Il 12 giugno la Ue ha annunciato l’imposizione di dazi fino al 38,1 per cento sulle auto elettriche d’importazione cinese. La decisione, che entrerà in vigore dal 4 luglio, segue di qualche settimana l’imposizione di tariffe ancora più alte nello stesso settore da parte degli Usa. Tanto a Washington quanto a Brussels si accusa Pechino di sostenere la propria industria dell’Ev con sovvenzioni eccessive, tali da metterla in condizione di operare in regime di “sovrapproduzione”, con grave danno per i profitti delle industrie domestiche e gli equilibri dei prezzi nei relativi mercati.

Tra le aziende più attenzionate su entrambi i lati dell’Atlantico c’è l’ormai famigerata Byd (ironicamente sponsor ufficiale degli Europei tedeschi di questi giorni). Fino a pochi anni fa di Byd si parlava in termini quasi derisori, poi qualcosa è cambiato e oggi l’azienda fondata nel 2003 a Shenzhen è divenuta lo spauracchio di mezzo occidente, Tesla inclusa. Ma il segreto di tanto successo è davvero solo nel generoso sostegno di Xi? La realtà dietro Byd è più sfaccettata di così e soprattutto dice molte cose sui cambiamenti avvenuti nell’automotive con l’avvento dell’elettrico.

Per capire di cosa parliamo è necessario tenere presente come, a partire dagli anni Settanta, l’industria dell’auto occidentale sia andata polverizzandosi in filiere orizzontali, altamente disperse geograficamente e tenute insieme grazie ai bassi costi di trasporto e coordinazione garantiti da nuove tecnologie come il container e il computer.

L’obiettivo dei manager occidentali era di recuperare produttività e profitti attraverso la suddivisione, e quindi la specializzazione, dei processi, oltre che attraverso una maggiore flessibilità dei costi e delle spese improduttive degli inventari (il cosiddetto just in time d’origine giapponese). La strategia ha funzionato per diversi decenni ma a partire dalla crisi del 2008 ha cominciato a mostrare il fianco e, in particolare, durante il biennio pandemico ha rivelato parecchi limiti in termini di fragilità delle supply chain.

A guadagnare dalla disgregazione dei processi industriali occidentali appena descritta, sono state peraltro le economie asiatiche in via di sviluppo, su tutte la Cina.
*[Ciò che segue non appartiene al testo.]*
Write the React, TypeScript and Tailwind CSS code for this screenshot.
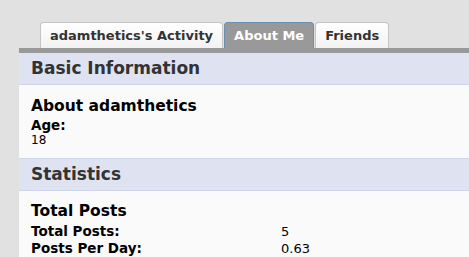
import React from 'react';

const tabs = [
  { label: "adamthetics's Activity", active: false },
  { label: 'About Me', active: true },
  { label: 'Friends', active: false },
];

const SectionHeader: React.FC<{ title: string; top?: boolean }> = ({ title, top }) => (
  <div
    className={
      top
        ? 'h-[34px] bg-[#dfe3f1] border-y border-[#d0d6ea] pl-[12px] flex items-center'
        : 'h-[33px] bg-[#dfe3f1] border-b border-[#d0d6ea] pl-[12px] flex items-center'
    }
  >
    <h2 className="text-[17px] font-bold text-[#333] leading-none">{title}</h2>
  </div>
);

export default function App() {
  return (
    <div className="w-[469px] h-[257px] overflow-hidden bg-[#e1e1e1] flex font-['DejaVu_Sans',sans-serif]">
      <div className="w-[19px] shrink-0" />
      <div className="flex-1 flex flex-col">
        {/* tab strip */}
        <div className="flex items-end gap-[1px] pl-[21px] pt-[22px]">
          {tabs.map((t) =>
            t.active ? (
              <div
                key={t.label}
                className="h-[26px] px-[9px] flex items-center rounded-t-[4px] border border-b-0 border-[#6a8fb0] bg-[#999] text-white text-[13px] font-bold"
              >
                {t.label}
              </div>
            ) : (
              <div
                key={t.label}
                className="h-[26px] px-[9px] flex items-center rounded-t-[4px] border border-b-0 border-[#c4c4c4] bg-gradient-to-b from-white to-[#f2f2f2] text-[#333] text-[13px] font-bold"
              >
                {t.label}
              </div>
            )
          )}
        </div>
        <div className="h-[5px] bg-[#999]" />

        <SectionHeader title="Basic Information" />
        <div className="h-[75px] bg-[#fafafa] pl-[12px] pt-[12px] text-black">
          <h3 className="text-[15.5px] font-bold leading-[19px]">About adamthetics</h3>
          <div className="mt-[2px] text-[13.5px] font-bold leading-[15px]">Age:</div>
          <div className="text-[12px] leading-[15px]">18</div>
        </div>

        <SectionHeader title="Statistics" top />
        <div className="flex-1 bg-[#fafafa] pl-[12px] pt-[11px] text-black">
          <h3 className="text-[15.5px] font-bold leading-[19px]">Total Posts</h3>
          <dl className="mt-[2px] grid grid-cols-[250px_1fr] text-[13.5px] leading-[17px]">
            <dt className="font-bold">Total Posts:</dt>
            <dd className="text-[13px]">5</dd>
            <dt className="font-bold">Posts Per Day:</dt>
            <dd className="text-[13px]">0.63</dd>
          </dl>
        </div>
      </div>
    </div>
  );
}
È grazie a queste dinamiche che, tra anni Ottanta e Duemila, Pechino ha accumulato i capitali necessari a entrare in un mercato complesso e strutturato come quello dell’auto. Un altro fattore determinante è stata la disponibilità di abbondante manodopera a basso prezzo. L’abbondanza di capitale e di lavoro ha permesso alle neonate aziende cinesi di affacciarsi sul mercato dell’auto proponendo da subito un modello organizzativo diverso dalle controparti occidentali.

Se la produttività di queste ultime dipendeva ormai dalla globalizzazione delle filiere, le aziende cinesi poterono invece riproporre modelli strategici improntati all’integrazione verticale, ovvero all’idea di occuparsi direttamente di tutte le attività richieste dalla manifattura di un prodotto, un continuum di operazioni che comincia con l’estrazione delle materie e finisce con l’assemblaggio dei componenti.

Proprio ciò che avveniva nelle fabbriche occidentali fino agli anni Settanta. L’esempio più noto di integrazione verticale è forse River Rouge, l’enorme complesso industriale voluto da Henry Ford a inizio Novecento, dove si realizzava in loco tutto ciò che serviva per fare un’auto, persino le piantagioni di caucciù per i pneumatici. Nel pieno della globalizzazione e della dispersione dei processi, Byd e altre aziende cinesi hanno insomma rispolverato il manuale del (neo)fordismo e ciò si è rivelata una mossa particolarmente azzeccata nel momento in cui è cominciata la transizione all’elettrico.

Grazie all’integrazione verticale, Byd ha potuto aumentare il controllo sulla filiera delle materie prime coinvolte nella produzione delle batterie e ciò si è dimostrato un vantaggio competitivo decisivo per le dinamiche del settore.

Oggi Byd si definisce con orgoglio l’azienda «più verticalmente integrata del mondo»: con oltre il 70 per cento dei componenti delle sue auto prodotto direttamente in casa e addirittura una flottiglia di otto navi da cargo, tutte con un gigantesco logo sulla fiancata, che si occupano direttamente del trasporto delle auto in altri continenti. Nemmeno Ford si era spinto a tanto.